“Look, it had to happen at some point. In a city of eight million people, you’re bound to run into your ex-wife.” — When Harry Met Sally
The other day I decided to upgrade my phone to something that with a screen large enough that my aging eyes could see without squinting and a battery that might stay charged longer than a few hours. I was shocked to find that they would send someone to my home to set it up. I don’t need to spend hours in the AT&T store followed by hours of me trying to download stuff? Sign me up.
Anyway, the guy gets to my house and he looks super familiar. “Do you remember me?” he asks, before reminding me that we volunteered together at a local radio station a million years ago. We hung out in the same group and would often go out socially. I hadn’t thought about this guy for at least 20 years, but he reminds me of our connection and it all comes flooding back. And then I think, what are the odds that someone I knew 20 years ago would randomly show up on my door step to set up my phone?
I have no clue, but it did make me reflect on connection. All the ways your life intersects with someone, then it doesn’t, and they’re mostly out of your thoughts, but is the connection ever really broken once it’s established?
The phone guy also lives in my neighborhood, and has for a long time. It made me wonder how many times I’ve been walking down the street, or eating at a restaurant, and someone looks vaguely familiar to me — something I experience from time to time — and it’s because I actually know them from a long time ago and don’t make the connection.
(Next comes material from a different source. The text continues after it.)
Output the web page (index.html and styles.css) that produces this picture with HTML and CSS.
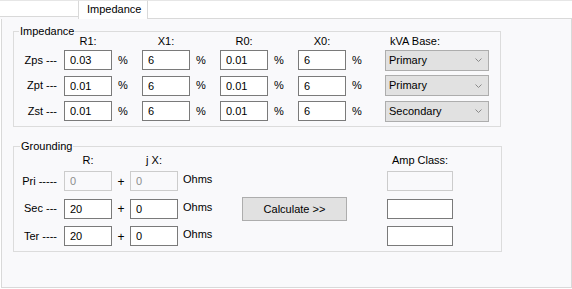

Recently I was setting up a meeting for work and the person said we used to work together in the 90s. Her name was vaguely familiar but I didn’t really remember. Then when I saw her, coupled with the knowledge of that past connection, I instantly remembered her.
I saw a study where the researcher estimated that the average person knows 300 people by first name (and those people are presumably much better at remembering names than I am, because I’d be hard pressed to identify 100 people by first name). If you and those 300 people were all in New York walking around Manhattan on the same day, the researcher estimated that you would have a 12% chance of randomly running into someone you know.
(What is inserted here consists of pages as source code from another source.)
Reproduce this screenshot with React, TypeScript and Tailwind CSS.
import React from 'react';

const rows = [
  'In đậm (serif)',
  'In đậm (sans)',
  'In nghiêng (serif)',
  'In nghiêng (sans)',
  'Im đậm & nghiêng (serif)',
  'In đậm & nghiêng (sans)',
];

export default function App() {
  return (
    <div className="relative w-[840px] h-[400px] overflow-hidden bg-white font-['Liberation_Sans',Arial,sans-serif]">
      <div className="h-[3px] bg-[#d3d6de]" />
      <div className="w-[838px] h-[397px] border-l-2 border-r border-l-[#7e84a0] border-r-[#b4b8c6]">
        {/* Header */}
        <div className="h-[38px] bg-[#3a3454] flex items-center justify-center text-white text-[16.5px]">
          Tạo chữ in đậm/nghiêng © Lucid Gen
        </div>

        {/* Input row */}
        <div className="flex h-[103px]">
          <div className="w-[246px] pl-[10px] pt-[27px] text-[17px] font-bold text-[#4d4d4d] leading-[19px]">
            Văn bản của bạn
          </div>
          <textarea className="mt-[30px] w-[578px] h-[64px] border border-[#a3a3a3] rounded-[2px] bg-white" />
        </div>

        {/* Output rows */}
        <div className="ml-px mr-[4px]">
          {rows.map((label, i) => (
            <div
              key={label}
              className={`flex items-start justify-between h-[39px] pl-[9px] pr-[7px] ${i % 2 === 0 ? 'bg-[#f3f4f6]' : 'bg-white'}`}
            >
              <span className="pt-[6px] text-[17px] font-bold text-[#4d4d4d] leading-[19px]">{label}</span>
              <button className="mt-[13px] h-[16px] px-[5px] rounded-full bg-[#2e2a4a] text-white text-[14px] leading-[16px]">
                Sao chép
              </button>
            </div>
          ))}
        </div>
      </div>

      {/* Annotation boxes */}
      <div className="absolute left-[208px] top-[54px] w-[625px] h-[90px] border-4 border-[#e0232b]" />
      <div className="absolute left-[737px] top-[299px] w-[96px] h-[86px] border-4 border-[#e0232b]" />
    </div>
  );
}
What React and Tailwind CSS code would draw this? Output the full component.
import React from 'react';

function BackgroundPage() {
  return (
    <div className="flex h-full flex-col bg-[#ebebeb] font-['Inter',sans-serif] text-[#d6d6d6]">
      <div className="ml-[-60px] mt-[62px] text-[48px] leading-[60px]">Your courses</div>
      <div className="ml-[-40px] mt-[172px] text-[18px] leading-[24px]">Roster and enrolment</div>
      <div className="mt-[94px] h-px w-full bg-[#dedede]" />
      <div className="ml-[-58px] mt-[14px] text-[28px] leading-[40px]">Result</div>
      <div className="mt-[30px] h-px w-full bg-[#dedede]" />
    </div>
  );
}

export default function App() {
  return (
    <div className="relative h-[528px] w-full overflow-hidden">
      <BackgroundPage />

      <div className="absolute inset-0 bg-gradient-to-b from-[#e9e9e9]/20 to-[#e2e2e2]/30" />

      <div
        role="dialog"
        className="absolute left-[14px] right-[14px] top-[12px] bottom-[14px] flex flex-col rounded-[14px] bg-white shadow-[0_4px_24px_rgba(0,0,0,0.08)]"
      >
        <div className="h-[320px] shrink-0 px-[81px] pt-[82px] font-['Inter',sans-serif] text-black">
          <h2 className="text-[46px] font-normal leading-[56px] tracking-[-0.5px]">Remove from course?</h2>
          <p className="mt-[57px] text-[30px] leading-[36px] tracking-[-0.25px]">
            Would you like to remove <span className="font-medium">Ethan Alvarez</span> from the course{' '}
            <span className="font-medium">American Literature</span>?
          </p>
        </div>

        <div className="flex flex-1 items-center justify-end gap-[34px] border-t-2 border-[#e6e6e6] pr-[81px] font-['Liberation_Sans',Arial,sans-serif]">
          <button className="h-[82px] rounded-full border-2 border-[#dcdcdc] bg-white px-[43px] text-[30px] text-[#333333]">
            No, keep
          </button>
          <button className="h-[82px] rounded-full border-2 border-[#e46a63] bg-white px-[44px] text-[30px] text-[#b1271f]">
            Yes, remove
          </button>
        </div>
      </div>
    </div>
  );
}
Even though this is how Harry met Sally, I’m not sure if I believe this statistic. But I have had weird instances of running into people. Once I was walking alone down an almost-empty beach in Nice, France. I see a solitary guy walking towards me, and as he gets closer I realize it’s one of the other 30 people I was with on a semester abroad. We were all in London at the time, and randomly we’d both taken a weekend trip to Nice, and ended up at the same quiet beach, at the same time, without knowing the other person would be there.
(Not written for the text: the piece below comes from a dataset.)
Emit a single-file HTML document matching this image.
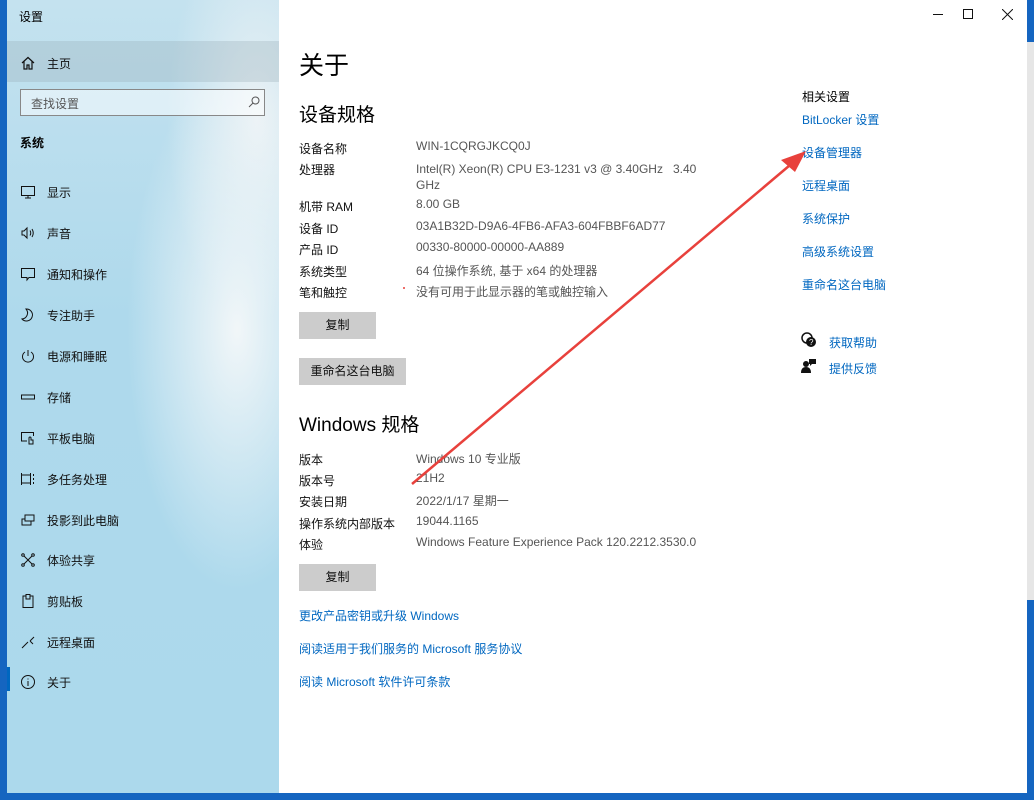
<!DOCTYPE html>
<html><head><meta charset="utf-8"><style>
*{margin:0;padding:0;box-sizing:border-box}
body{width:1034px;height:800px;position:relative;overflow:hidden;background:#1565c0;font-family:"Liberation Sans","Noto Sans CJK SC",sans-serif;font-size:12px;color:#000}
.abs{position:absolute;white-space:nowrap}
#side{position:absolute;left:7px;top:0;width:272px;height:793px;background:radial-gradient(ellipse 110px 260px at 230px 330px,rgba(245,248,249,.95),rgba(245,248,249,0)),radial-gradient(ellipse 90px 200px at 250px 120px,rgba(240,244,246,.9),rgba(240,244,246,0)),linear-gradient(180deg,#c4e2ef 0%,#aed9ec 40%,#acd9ec 100%)}
#main{position:absolute;left:279px;top:0;width:748px;height:793px;background:#fff}
.nav{position:absolute;left:40px;font-size:12px;color:#111}
.ic{position:absolute;left:13px;width:16px;height:16px}
.lbl{position:absolute;left:20px;color:#111}
.val{position:absolute;left:137px;color:#555}
.btn{position:absolute;left:20px;background:#ccc;height:27px;text-align:center;line-height:27px;color:#111}
.link{position:absolute;color:#0067c0}
</style></head><body>
<div class="abs" style="left:1027px;top:42px;width:7px;height:558px;background:#e6e6e6"></div>
<div id="side">
 <div class="abs" style="left:12px;top:8px;font-size:12px">设置</div>
 <div class="abs" style="left:0;top:41px;width:272px;height:41px;background:rgba(150,170,180,.3)"></div>
 <svg class="ic" style="top:55px" viewBox="0 0 16 16" fill="none" stroke="#111" stroke-width="1.2"><path d="M2 8L8 2.5 14 8M4 6.5V14h3v-4h2v4h3V6.5"/></svg>
 <div class="nav" style="top:55px">主页</div>
 <div class="abs" style="left:13px;top:89px;width:245px;height:27px;border:1.5px solid #888;background:rgba(255,255,255,.5)"></div>
 <div class="abs" style="left:24px;top:95px;color:#555">查找设置</div>
 <svg class="abs" style="left:240px;top:95px" width="14" height="14" viewBox="0 0 14 14" fill="none" stroke="#555"><circle cx="8.5" cy="5.5" r="3.5"/><path d="M6 8L2 12"/></svg>
 <div class="abs" style="left:13px;top:134px;font-weight:bold">系统</div>
 <svg class="ic" style="top:184px" viewBox="0 0 16 16" fill="none" stroke="#111"><rect x="1.5" y="2.5" width="13" height="9"/><path d="M5 14h6M8 11.5V14"/></svg><div class="nav" style="top:184px">显示</div>
 <svg class="ic" style="top:225px" viewBox="0 0 16 16" fill="none" stroke="#111"><path d="M2 6h2l3-3v10l-3-3H2zM10 5.5q1.5 2.5 0 5M12 4q2.5 4 0 8"/></svg><div class="nav" style="top:225px">声音</div>
 <svg class="ic" style="top:266px" viewBox="0 0 16 16" fill="none" stroke="#111"><path d="M1.5 2.5h13v9H9l-2 2.5v-2.5H1.5z"/></svg><div class="nav" style="top:266px">通知和操作</div>
 <svg class="ic" style="top:307px" viewBox="0 0 16 16" fill="none" stroke="#111"><path d="M6 2a6 6 0 1 1-4 10A6 6 0 0 0 6 2z"/></svg><div class="nav" style="top:307px">专注助手</div>
 <svg class="ic" style="top:348px" viewBox="0 0 16 16" fill="none" stroke="#111"><path d="M5 4a5.5 5.5 0 1 0 6 0M8 2v6"/></svg><div class="nav" style="top:348px">电源和睡眠</div>
 <svg class="ic" style="top:389px" viewBox="0 0 16 16" fill="none" stroke="#111"><rect x="1.5" y="6" width="13" height="4"/></svg><div class="nav" style="top:389px">存储</div>
 <svg class="ic" style="top:430px" viewBox="0 0 16 16" fill="none" stroke="#111"><path d="M7 11H1.5V2.5h12V6M9 14V8a1 1 0 0 1 2 0v2h2v4z"/></svg><div class="nav" style="top:430px">平板电脑</div>
 <svg class="ic" style="top:471px" viewBox="0 0 16 16" fill="none" stroke="#111"><path d="M1.5 2v12M10.5 2v12M1.5 4h9M1.5 12h9M13.5 3v2M13.5 7v2M13.5 11v2"/></svg><div class="nav" style="top:471px">多任务处理</div>
 <svg class="ic" style="top:512px" viewBox="0 0 16 16" fill="none" stroke="#111"><rect x="5" y="3" width="9" height="6"/><path d="M5 7H2v6h9v-4"/></svg><div class="nav" style="top:512px">投影到此电脑</div>
 <svg class="ic" style="top:552px" viewBox="0 0 16 16" fill="none" stroke="#111"><path d="M4 4l8 8M12 4l-8 8"/><circle cx="3" cy="3" r="1.3"/><circle cx="13" cy="3" r="1.3"/><circle cx="3" cy="13" r="1.3"/><circle cx="13" cy="13" r="1.3"/></svg><div class="nav" style="top:552px">体验共享</div>
 <svg class="ic" style="top:593px" viewBox="0 0 16 16" fill="none" stroke="#111"><path d="M3 3h3V1.5h4V3h3v11.5H3zM6 3v3h4V3"/></svg><div class="nav" style="top:593px">剪贴板</div>
 <svg class="ic" style="top:634px" viewBox="0 0 16 16" fill="none" stroke="#111"><path d="M2 14l6-6M14 3l-4 4M10 7l3 3"/></svg><div class="nav" style="top:634px">远程桌面</div>
 <div class="abs" style="left:0;top:667px;width:3px;height:24px;background:#0067c0"></div>
 <svg class="ic" style="top:674px" viewBox="0 0 16 16" fill="none" stroke="#111"><circle cx="8" cy="8" r="6.5"/><path d="M8 7v5M8 4.5v1"/></svg><div class="nav" style="top:674px">关于</div>
</div>
<div id="main">
 <div class="abs" style="left:654px;top:14px;width:10px;height:1px;background:#111"></div>
 <div class="abs" style="left:684px;top:9px;width:10px;height:10px;border:1px solid #111"></div>
 <svg class="abs" style="left:723px;top:9px" width="11" height="11" stroke="#111"><path d="M0 0L11 11M11 0L0 11"/></svg>
 <div class="abs" style="left:20px;top:46px;font-size:25px">关于</div>
 <div class="abs" style="left:20px;top:100px;font-size:19px">设备规格</div>
 <div class="lbl" style="top:140px">设备名称</div><div class="val" style="top:139px">WIN-1CQRGJKCQ0J</div>
 <div class="lbl" style="top:161px">处理器</div><div class="val" style="top:161px;line-height:16px">Intel(R) Xeon(R) CPU E3-1231 v3 @ 3.40GHz&nbsp;&nbsp; 3.40<br>GHz</div>
 <div class="lbl" style="top:198px">机带 RAM</div><div class="val" style="top:197px">8.00 GB</div>
 <div class="lbl" style="top:220px">设备 ID</div><div class="val" style="top:219px">03A1B32D-D9A6-4FB6-AFA3-604FBBF6AD77</div>
 <div class="lbl" style="top:241px">产品 ID</div><div class="val" style="top:240px">00330-80000-00000-AA889</div>
 <div class="lbl" style="top:263px">系统类型</div><div class="val" style="top:262px">64 位操作系统, 基于 x64 的处理器</div>
 <div class="lbl" style="top:284px">笔和触控</div><div class="val" style="top:283px">没有可用于此显示器的笔或触控输入</div>
 <div class="btn" style="top:312px;width:77px">复制</div>
 <div class="btn" style="top:358px;width:107px">重命名这台电脑</div>
 <div class="abs" style="left:20px;top:410px;font-size:19px">Windows 规格</div>
 <div class="lbl" style="top:451px">版本</div><div class="val" style="top:450px">Windows 10 专业版</div>
 <div class="lbl" style="top:472px">版本号</div><div class="val" style="top:471px">21H2</div>
 <div class="lbl" style="top:493px">安装日期</div><div class="val" style="top:492px">2022/1/17 星期一</div>
 <div class="lbl" style="top:515px">操作系统内部版本</div><div class="val" style="top:514px">19044.1165</div>
 <div class="lbl" style="top:536px">体验</div><div class="val" style="top:535px">Windows Feature Experience Pack 120.2212.3530.0</div>
 <div class="btn" style="top:564px;width:77px">复制</div>
 <div class="link" style="left:20px;top:607px">更改产品密钥或升级 Windows</div>
 <div class="link" style="left:20px;top:640px">阅读适用于我们服务的 Microsoft 服务协议</div>
 <div class="link" style="left:20px;top:673px">阅读 Microsoft 软件许可条款</div>
 <div class="abs" style="left:523px;top:88px">相关设置</div>
 <div class="link" style="left:523px;top:111px">BitLocker 设置</div>
 <div class="link" style="left:523px;top:144px">设备管理器</div>
 <div class="link" style="left:523px;top:177px">远程桌面</div>
 <div class="link" style="left:523px;top:210px">系统保护</div>
 <div class="link" style="left:523px;top:243px">高级系统设置</div>
 <div class="link" style="left:523px;top:276px">重命名这台电脑</div>
 <svg class="abs" style="left:522px;top:332px" width="16" height="16" viewBox="0 0 16 16"><circle cx="6" cy="6" r="5" fill="none" stroke="#111" stroke-width="1.5"/><circle cx="10" cy="10" r="5" fill="#111"/><text x="8" y="13" font-size="8" fill="#fff" font-family="Liberation Sans">?</text></svg>
 <div class="link" style="left:550px;top:334px">获取帮助</div>
 <svg class="abs" style="left:522px;top:358px" width="16" height="16" viewBox="0 0 16 16" fill="#111"><circle cx="5" cy="6" r="3"/><path d="M0 15q0-6 5-6t5 6z"/><path d="M8 1h7v5h-4l-2 2v-2H8z"/></svg>
 <div class="link" style="left:550px;top:360px">提供反馈</div>
</div>
<svg class="abs" style="left:0;top:0" width="1034" height="800"><line x1="412" y1="484" x2="796" y2="160" stroke="#e8413c" stroke-width="2.5"/><path d="M806 151L781 160L795 172Z" fill="#e8413c"/><circle cx="404" cy="288" r="1" fill="#e8413c"/></svg>
</body></html>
This happens to all of us: you meet a college friend at a random airport, you see a former coworker at a concert, you realize you and your cousin are both visiting the same city the same week, you run into your ex-boyfriend in Las Vegas. Then there’s the semi-awkward catch up conversation, the “It was good to see you, I’m glad you’re doing well” goodbye, and possibly a lingering sense of sadness that you once really were connected to this person, and now that connection is long broken. Or is it?